### STATED PROBLEM
Print the listing as it stands, omitting all images.

### DATA SEGMENT
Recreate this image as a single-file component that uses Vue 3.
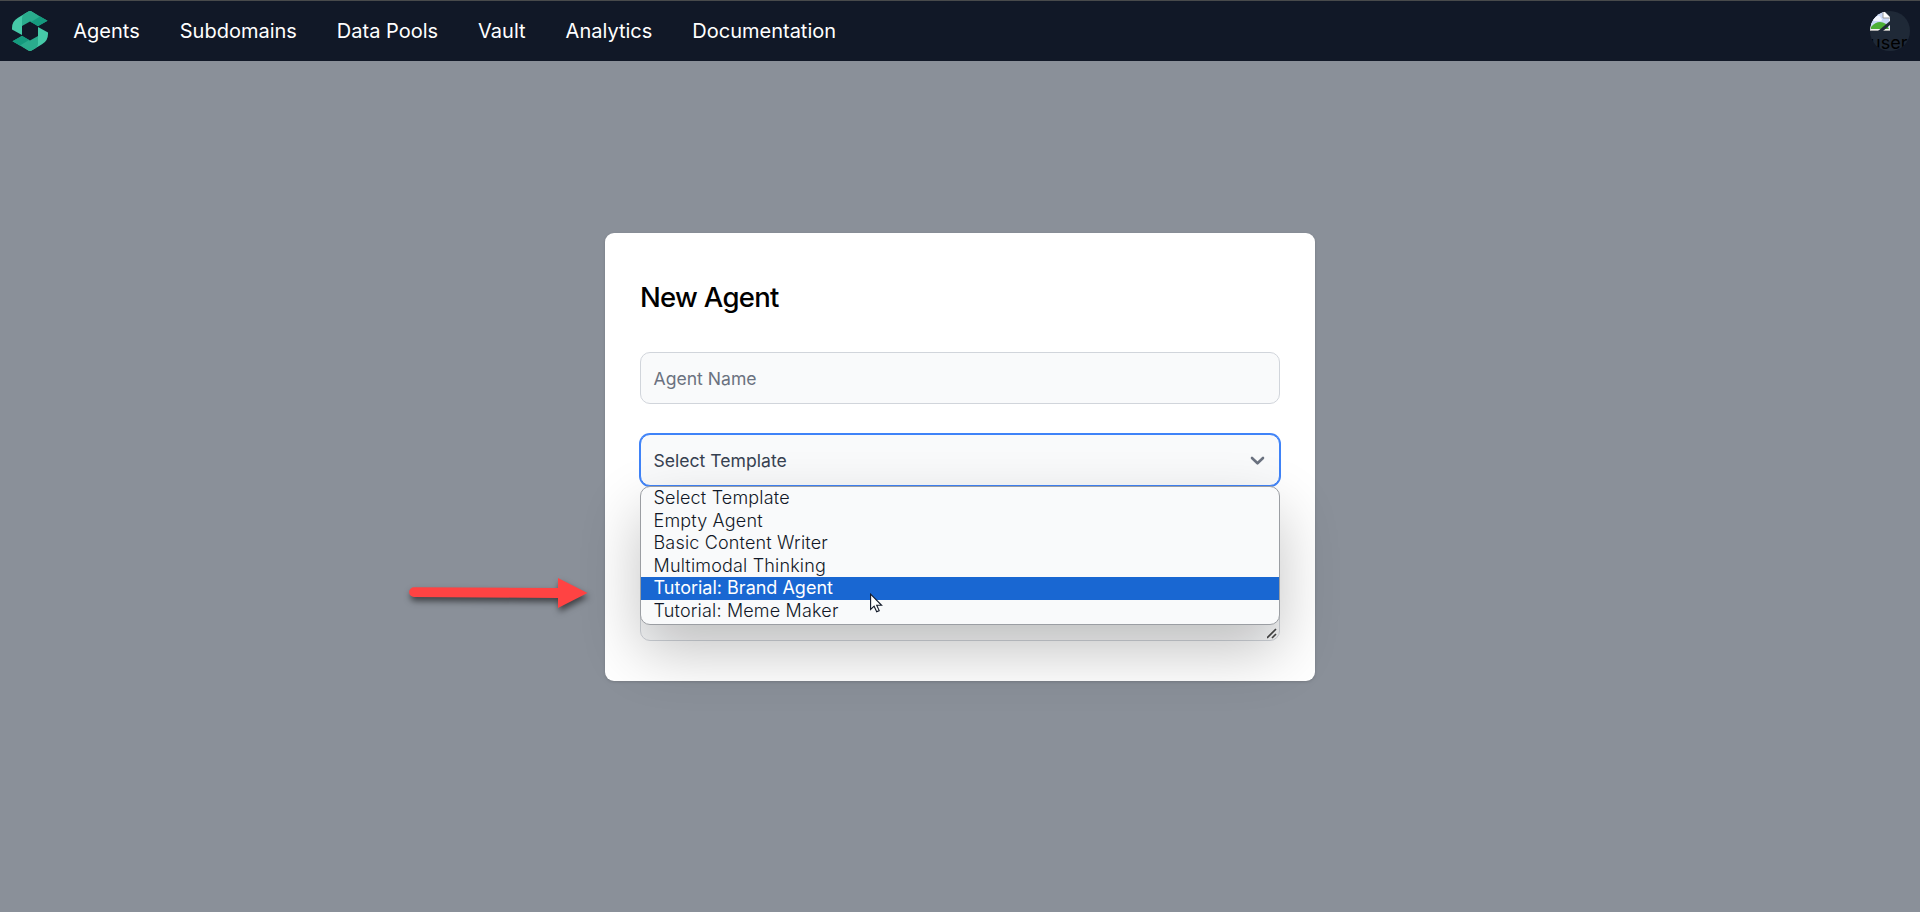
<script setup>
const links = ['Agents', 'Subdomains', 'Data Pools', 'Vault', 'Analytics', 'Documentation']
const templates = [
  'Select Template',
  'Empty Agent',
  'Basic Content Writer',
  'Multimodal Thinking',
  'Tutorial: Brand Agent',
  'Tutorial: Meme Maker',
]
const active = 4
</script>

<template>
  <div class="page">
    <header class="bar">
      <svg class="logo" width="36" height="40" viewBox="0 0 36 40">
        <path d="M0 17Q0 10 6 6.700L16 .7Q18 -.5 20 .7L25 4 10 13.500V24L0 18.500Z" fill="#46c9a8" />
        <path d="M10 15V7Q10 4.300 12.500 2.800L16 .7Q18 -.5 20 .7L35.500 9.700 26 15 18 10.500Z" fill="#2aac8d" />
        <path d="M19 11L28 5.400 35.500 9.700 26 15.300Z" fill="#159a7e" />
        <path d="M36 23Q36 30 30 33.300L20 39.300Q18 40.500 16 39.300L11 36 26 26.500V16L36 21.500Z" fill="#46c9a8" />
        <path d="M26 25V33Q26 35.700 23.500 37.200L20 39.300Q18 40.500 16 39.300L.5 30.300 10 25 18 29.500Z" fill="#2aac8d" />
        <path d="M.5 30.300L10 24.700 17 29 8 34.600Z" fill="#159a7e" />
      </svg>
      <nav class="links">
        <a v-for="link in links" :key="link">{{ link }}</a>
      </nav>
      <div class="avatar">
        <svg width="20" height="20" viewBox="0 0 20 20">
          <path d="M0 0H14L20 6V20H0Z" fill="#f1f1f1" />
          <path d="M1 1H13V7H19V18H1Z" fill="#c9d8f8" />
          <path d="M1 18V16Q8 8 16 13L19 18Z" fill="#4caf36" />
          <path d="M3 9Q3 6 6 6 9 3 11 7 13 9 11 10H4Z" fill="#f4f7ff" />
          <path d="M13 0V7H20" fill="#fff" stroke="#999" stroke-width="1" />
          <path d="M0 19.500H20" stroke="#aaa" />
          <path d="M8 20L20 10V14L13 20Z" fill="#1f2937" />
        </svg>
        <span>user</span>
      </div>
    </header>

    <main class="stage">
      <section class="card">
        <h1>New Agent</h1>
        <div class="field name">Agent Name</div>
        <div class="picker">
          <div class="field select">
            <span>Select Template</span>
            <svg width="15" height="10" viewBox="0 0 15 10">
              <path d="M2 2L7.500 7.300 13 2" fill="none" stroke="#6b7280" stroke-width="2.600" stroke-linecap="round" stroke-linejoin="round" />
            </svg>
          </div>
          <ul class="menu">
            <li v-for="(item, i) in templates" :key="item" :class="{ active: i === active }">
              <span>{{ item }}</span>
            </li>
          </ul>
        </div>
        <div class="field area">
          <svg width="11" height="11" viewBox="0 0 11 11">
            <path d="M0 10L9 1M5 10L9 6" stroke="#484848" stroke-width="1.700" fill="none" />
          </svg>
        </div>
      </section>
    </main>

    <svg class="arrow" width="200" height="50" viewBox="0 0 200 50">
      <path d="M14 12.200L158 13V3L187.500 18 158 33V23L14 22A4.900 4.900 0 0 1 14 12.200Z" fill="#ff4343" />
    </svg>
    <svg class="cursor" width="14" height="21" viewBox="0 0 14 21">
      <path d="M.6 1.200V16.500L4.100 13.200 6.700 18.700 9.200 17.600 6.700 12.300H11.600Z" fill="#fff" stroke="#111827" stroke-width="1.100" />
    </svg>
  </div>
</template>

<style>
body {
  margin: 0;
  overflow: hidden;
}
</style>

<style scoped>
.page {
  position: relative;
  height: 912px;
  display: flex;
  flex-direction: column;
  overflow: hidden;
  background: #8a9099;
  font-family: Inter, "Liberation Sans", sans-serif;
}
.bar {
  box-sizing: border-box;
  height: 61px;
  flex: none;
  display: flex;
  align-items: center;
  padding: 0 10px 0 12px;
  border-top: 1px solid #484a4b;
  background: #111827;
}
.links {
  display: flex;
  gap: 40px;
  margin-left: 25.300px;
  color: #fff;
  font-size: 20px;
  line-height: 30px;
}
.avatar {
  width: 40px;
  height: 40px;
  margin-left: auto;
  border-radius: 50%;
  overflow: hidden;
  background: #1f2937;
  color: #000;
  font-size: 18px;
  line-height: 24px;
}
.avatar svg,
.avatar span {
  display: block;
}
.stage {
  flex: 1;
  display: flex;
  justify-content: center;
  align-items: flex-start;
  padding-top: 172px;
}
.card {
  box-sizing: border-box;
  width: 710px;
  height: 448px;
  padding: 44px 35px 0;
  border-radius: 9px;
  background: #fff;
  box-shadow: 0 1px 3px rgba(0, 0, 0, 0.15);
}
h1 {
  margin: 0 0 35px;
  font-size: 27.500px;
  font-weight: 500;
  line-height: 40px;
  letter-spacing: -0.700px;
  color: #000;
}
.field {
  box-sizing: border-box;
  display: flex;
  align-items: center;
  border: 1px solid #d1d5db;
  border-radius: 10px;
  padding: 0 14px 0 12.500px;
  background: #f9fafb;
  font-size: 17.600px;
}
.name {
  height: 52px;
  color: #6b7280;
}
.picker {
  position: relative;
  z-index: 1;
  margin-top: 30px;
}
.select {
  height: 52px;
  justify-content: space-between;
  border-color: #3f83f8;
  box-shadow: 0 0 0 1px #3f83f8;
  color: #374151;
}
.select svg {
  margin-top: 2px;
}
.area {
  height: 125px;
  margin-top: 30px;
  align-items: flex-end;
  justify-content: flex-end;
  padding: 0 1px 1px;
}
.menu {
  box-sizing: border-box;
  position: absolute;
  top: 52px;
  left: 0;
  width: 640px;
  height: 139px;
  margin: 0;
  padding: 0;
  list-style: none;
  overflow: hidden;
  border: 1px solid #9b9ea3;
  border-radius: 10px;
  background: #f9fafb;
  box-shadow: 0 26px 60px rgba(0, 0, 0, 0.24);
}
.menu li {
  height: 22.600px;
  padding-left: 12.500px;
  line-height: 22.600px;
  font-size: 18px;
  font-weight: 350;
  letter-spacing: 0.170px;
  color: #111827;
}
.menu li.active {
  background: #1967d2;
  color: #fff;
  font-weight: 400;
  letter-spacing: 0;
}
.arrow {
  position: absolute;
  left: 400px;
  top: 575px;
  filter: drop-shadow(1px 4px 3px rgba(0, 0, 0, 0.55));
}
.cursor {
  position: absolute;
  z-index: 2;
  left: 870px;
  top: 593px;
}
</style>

### RESULT OF THIS EXERCISE
Recreate this image as a single-file component that uses Vue 3.
<script setup>
const links = ['Agents', 'Subdomains', 'Data Pools', 'Vault', 'Analytics', 'Documentation']
const templates = [
  'Select Template',
  'Empty Agent',
  'Basic Content Writer',
  'Multimodal Thinking',
  'Tutorial: Brand Agent',
  'Tutorial: Meme Maker',
]
const active = 4
</script>

<template>
  <div class="page">
    <header class="bar">
      <svg class="logo" width="36" height="40" viewBox="0 0 36 40">
        <path d="M0 17Q0 10 6 6.700L16 .7Q18 -.5 20 .7L25 4 10 13.500V24L0 18.500Z" fill="#46c9a8" />
        <path d="M10 15V7Q10 4.300 12.500 2.800L16 .7Q18 -.5 20 .7L35.500 9.700 26 15 18 10.500Z" fill="#2aac8d" />
        <path d="M19 11L28 5.400 35.500 9.700 26 15.300Z" fill="#159a7e" />
        <path d="M36 23Q36 30 30 33.300L20 39.300Q18 40.500 16 39.300L11 36 26 26.500V16L36 21.500Z" fill="#46c9a8" />
        <path d="M26 25V33Q26 35.700 23.500 37.200L20 39.300Q18 40.500 16 39.300L.5 30.300 10 25 18 29.500Z" fill="#2aac8d" />
        <path d="M.5 30.300L10 24.700 17 29 8 34.600Z" fill="#159a7e" />
      </svg>
      <nav class="links">
        <a v-for="link in links" :key="link">{{ link }}</a>
      </nav>
      <div class="avatar">
        <svg width="20" height="20" viewBox="0 0 20 20">
          <path d="M0 0H14L20 6V20H0Z" fill="#f1f1f1" />
          <path d="M1 1H13V7H19V18H1Z" fill="#c9d8f8" />
          <path d="M1 18V16Q8 8 16 13L19 18Z" fill="#4caf36" />
          <path d="M3 9Q3 6 6 6 9 3 11 7 13 9 11 10H4Z" fill="#f4f7ff" />
          <path d="M13 0V7H20" fill="#fff" stroke="#999" stroke-width="1" />
          <path d="M0 19.500H20" stroke="#aaa" />
          <path d="M8 20L20 10V14L13 20Z" fill="#1f2937" />
        </svg>
        <span>user</span>
      </div>
    </header>

    <main class="stage">
      <section class="card">
        <h1>New Agent</h1>
        <div class="field name">Agent Name</div>
        <div class="picker">
          <div class="field select">
            <span>Select Template</span>
            <svg width="15" height="10" viewBox="0 0 15 10">
              <path d="M2 2L7.500 7.300 13 2" fill="none" stroke="#6b7280" stroke-width="2.600" stroke-linecap="round" stroke-linejoin="round" />
            </svg>
          </div>
          <ul class="menu">
            <li v-for="(item, i) in templates" :key="item" :class="{ active: i === active }">
              <span>{{ item }}</span>
            </li>
          </ul>
        </div>
        <div class="field area">
          <svg width="11" height="11" viewBox="0 0 11 11">
            <path d="M0 10L9 1M5 10L9 6" stroke="#484848" stroke-width="1.700" fill="none" />
          </svg>
        </div>
      </section>
    </main>

    <svg class="arrow" width="200" height="50" viewBox="0 0 200 50">
      <path d="M14 12.200L158 13V3L187.500 18 158 33V23L14 22A4.900 4.900 0 0 1 14 12.200Z" fill="#ff4343" />
    </svg>
    <svg class="cursor" width="14" height="21" viewBox="0 0 14 21">
      <path d="M.6 1.200V16.500L4.100 13.200 6.700 18.700 9.200 17.600 6.700 12.300H11.600Z" fill="#fff" stroke="#111827" stroke-width="1.100" />
    </svg>
  </div>
</template>

<style>
body {
  margin: 0;
  overflow: hidden;
}
</style>

<style scoped>
.page {
  position: relative;
  height: 912px;
  display: flex;
  flex-direction: column;
  overflow: hidden;
  background: #8a9099;
  font-family: Inter, "Liberation Sans", sans-serif;
}
.bar {
  box-sizing: border-box;
  height: 61px;
  flex: none;
  display: flex;
  align-items: center;
  padding: 0 10px 0 12px;
  border-top: 1px solid #484a4b;
  background: #111827;
}
.links {
  display: flex;
  gap: 40px;
  margin-left: 25.300px;
  color: #fff;
  font-size: 20px;
  line-height: 30px;
}
.avatar {
  width: 40px;
  height: 40px;
  margin-left: auto;
  border-radius: 50%;
  overflow: hidden;
  background: #1f2937;
  color: #000;
  font-size: 18px;
  line-height: 24px;
}
.avatar svg,
.avatar span {
  display: block;
}
.stage {
  flex: 1;
  display: flex;
  justify-content: center;
  align-items: flex-start;
  padding-top: 172px;
}
.card {
  box-sizing: border-box;
  width: 710px;
  height: 448px;
  padding: 44px 35px 0;
  border-radius: 9px;
  background: #fff;
  box-shadow: 0 1px 3px rgba(0, 0, 0, 0.15);
}
h1 {
  margin: 0 0 35px;
  font-size: 27.500px;
  font-weight: 500;
  line-height: 40px;
  letter-spacing: -0.700px;
  color: #000;
}
.field {
  box-sizing: border-box;
  display: flex;
  align-items: center;
  border: 1px solid #d1d5db;
  border-radius: 10px;
  padding: 0 14px 0 12.500px;
  background: #f9fafb;
  font-size: 17.600px;
}
.name {
  height: 52px;
  color: #6b7280;
}
.picker {
  position: relative;
  z-index: 1;
  margin-top: 30px;
}
.select {
  height: 52px;
  justify-content: space-between;
  border-color: #3f83f8;
  box-shadow: 0 0 0 1px #3f83f8;
  color: #374151;
}
.select svg {
  margin-top: 2px;
}
.area {
  height: 125px;
  margin-top: 30px;
  align-items: flex-end;
  justify-content: flex-end;
  padding: 0 1px 1px;
}
.menu {
  box-sizing: border-box;
  position: absolute;
  top: 52px;
  left: 0;
  width: 640px;
  height: 139px;
  margin: 0;
  padding: 0;
  list-style: none;
  overflow: hidden;
  border: 1px solid #9b9ea3;
  border-radius: 10px;
  background: #f9fafb;
  box-shadow: 0 26px 60px rgba(0, 0, 0, 0.24);
}
.menu li {
  height: 22.600px;
  padding-left: 12.500px;
  line-height: 22.600px;
  font-size: 18px;
  font-weight: 350;
  letter-spacing: 0.170px;
  color: #111827;
}
.menu li.active {
  background: #1967d2;
  color: #fff;
  font-weight: 400;
  letter-spacing: 0;
}
.arrow {
  position: absolute;
  left: 400px;
  top: 575px;
  filter: drop-shadow(1px 4px 3px rgba(0, 0, 0, 0.55));
}
.cursor {
  position: absolute;
  z-index: 2;
  left: 870px;
  top: 593px;
}
</style>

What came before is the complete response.